Key things to remember about genre studies

  • Genre studies looks at how literary forms are built, recognized, and changed, not just how they are labeled.

  • In comparative literature, genre is a tool for comparing texts across languages and cultures without flattening their differences.

  • A genre includes conventions, expectations, and social meaning, so form and context always matter together.

  • Texts often use genre by following it, bending it, or mixing it with other genres to create hybrid forms.

  • If you can explain why a text sounds like a genre and where it resists that genre, you are already doing genre studies.

Frequently asked questions about genre studies

What is genre studies in Intro to Comparative Literature?

Genre studies is the analysis of literary genres, including their conventions, history, and cultural meaning. In Intro to Comparative Literature, you use it to compare how genres work across different languages, periods, and societies. The focus is not just on labeling a text, but on explaining how genre shapes interpretation.

How is genre studies different from theme analysis?

Theme analysis looks at recurring ideas like love, exile, or power. Genre studies looks at the formal container those ideas appear in, such as tragedy, romance, or science fiction. The same theme can feel very different depending on the genre, so genre gives you another layer of comparison.

Can a text belong to more than one genre?

Yes, and that is a major focus of genre studies. Many texts are hybrid, meaning they combine features from more than one genre or deliberately blur the boundaries between them.

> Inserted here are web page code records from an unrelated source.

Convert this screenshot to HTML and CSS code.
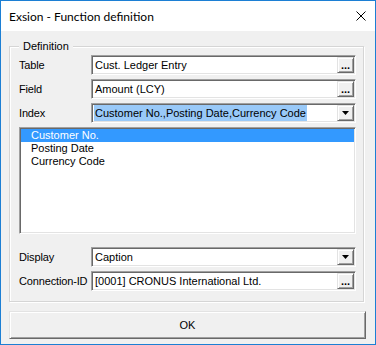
FILE: index.html
```html
<!DOCTYPE html>
<html>
<head>
<meta charset="utf-8">
<link rel="stylesheet" href="styles.css">
</head>
<body>
<div class="window">
  <div class="titlebar">
    <span class="title">Exsion - Function definition</span>
    <svg class="close" width="10" height="10" viewBox="0 0 10 10"><path d="M0.5 0.5 L9.5 9.5 M9.5 0.5 L0.5 9.5" stroke="#000" stroke-width="1" fill="none"/></svg>
  </div>
  <div class="body">
    <fieldset class="group">
      <legend>Definition</legend>
      <div class="row">
        <label>Table</label>
        <div class="field"><span class="val">Cust. Ledger Entry</span><span class="btn dots">...</span></div>
      </div>
      <div class="row">
        <label>Field</label>
        <div class="field"><span class="val">Amount (LCY)</span><span class="btn dots">...</span></div>
      </div>
      <div class="row">
        <label>Index</label>
        <div class="field"><span class="val"><span class="selected">Customer No.,Posting Date,Currency Code</span></span><span class="btn drop"><svg width="7" height="4" viewBox="0 0 7 4"><path d="M0 0 H7 L3.5 4 Z" fill="#000"/></svg></span></div>
      </div>
      <div class="listbox">
        <div class="item sel">Customer No.</div>
        <div class="item">Posting Date</div>
        <div class="item">Currency Code</div>
      </div>
      <div class="row">
        <label>Display</label>
        <div class="field"><span class="val">Caption</span><span class="btn drop"><svg width="7" height="4" viewBox="0 0 7 4"><path d="M0 0 H7 L3.5 4 Z" fill="#000"/></svg></span></div>
      </div>
      <div class="row last">
        <label>Connection-ID</label>
        <div class="field"><span class="val">[0001] CRONUS International Ltd.</span><span class="btn dots">...</span></div>
      </div>
    </fieldset>
    <button class="ok">OK</button>
  </div>
</div>
</body>
</html>
```
FILE: styles.css
```css
* { box-sizing: border-box; }
html, body { margin: 0; padding: 0; }
body {
  width: 376px;
  height: 345px;
  background: #fff;
  font-family: "Liberation Sans", Arial, sans-serif;
  font-size: 11px;
  color: #000;
}
.window {
  width: 376px;
  height: 345px;
  border: 1px solid #1c7fd4;
  display: flex;
  flex-direction: column;
}
.titlebar {
  height: 30px;
  flex: none;
  background: #fff;
  display: flex;
  align-items: center;
  justify-content: space-between;
  padding: 0 9px 0 8px;
}
.title {
  font-family: Lato, "Noto Sans", sans-serif;
  font-size: 12px;
  color: #000;
}
.close { display: block; }
.body {
  flex: 1;
  background: #f0f0f0;
  padding: 9px 0 5px 8px;
  display: flex;
  flex-direction: column;
  align-items: flex-start;
}
.group {
  margin: 0;
  width: 355px;
  height: 262px;
  border: 1px solid #d5d5d5;
  box-shadow: inset 1px 1px #fff, 1px 1px #fff;
  padding: 2px 7px 10px 9px;
  min-width: 0;
}
.group legend {
  padding: 0 4px;
  margin: 0;
  height: 13px;
  line-height: 13px;
  background: #f0f0f0;
}
.row {
  display: flex;
  align-items: center;
  height: 20px;
  margin-bottom: 4px;
}
.row.last { margin-bottom: 0; }
.row label { width: 72px; flex: none; letter-spacing: -0.15px; }
.field {
  flex: 1;
  height: 20px;
  background: #fff;
  border: 1px solid;
  border-color: #a0a0a0 #fff #fff #a0a0a0;
  box-shadow: inset 1px 1px #696969, inset -1px -1px #e3e3e3;
  padding: 1px;
  display: flex;
  align-items: center;
}
.val {
  flex: 1;
  padding-left: 2px;
  white-space: nowrap;
  overflow: hidden;
  line-height: 16px;
}
.selected {
  background: #99c9f8;
  margin-left: -1px;
  padding: 0 1px;
  display: inline-block;
  line-height: 16px;
}
.btn {
  width: 17px;
  height: 16px;
  flex: none;
  background: #f0f0f0;
  border: 1px solid;
  border-color: #e3e3e3 #696969 #696969 #e3e3e3;
  box-shadow: inset 1px 1px #fff, inset -1px -1px #a0a0a0;
  display: flex;
  justify-content: center;
}
.btn.dots {
  font-weight: bold;
  font-size: 11px;
  line-height: 10px;
  align-items: flex-end;
  padding-bottom: 2px;
  letter-spacing: 0;
}
.btn.drop { align-items: center; }
.btn.drop svg { display: block; }
.listbox {
  height: 107px;
  margin-bottom: 13px;
  background: #fff;
  border: 1px solid;
  border-color: #a0a0a0 #fff #fff #a0a0a0;
  box-shadow: inset 1px 1px #696969, inset -1px -1px #e3e3e3;
  padding: 1px;
}
.item {
  height: 13px;
  line-height: 13px;
  padding-left: 10px;
}
.item.sel {
  background: #3399ff;
  color: #fff;
}
.ok {
  margin: 9px 0 0 0;
  width: 357px;
  height: 28px;
  background: #f0f0f0;
  border: 1px solid;
  border-color: #e3e3e3 #696969 #696969 #e3e3e3;
  box-shadow: inset 1px 1px #fff, inset -1px -1px #a0a0a0;
  font-family: "Liberation Sans", Arial, sans-serif;
  font-size: 11px;
  color: #000;
  padding: 0;
}
```
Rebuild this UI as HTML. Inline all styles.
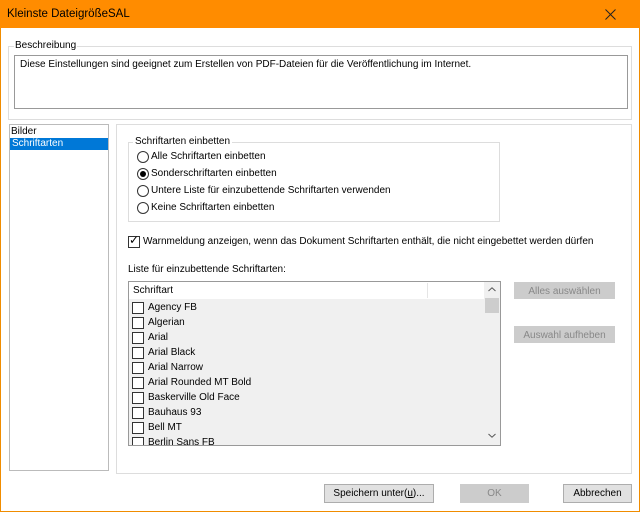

When that happens, you can analyze why the mix matters and what expectations the text is challenging.

How do you use genre studies in an essay?

Start by naming the genre features you see, then explain how those features guide the reader. After that, point out any twists, refusals, or mixtures that complicate the genre. In comparative essays, this gives you a clear way to compare how different works use similar forms in different cultural settings.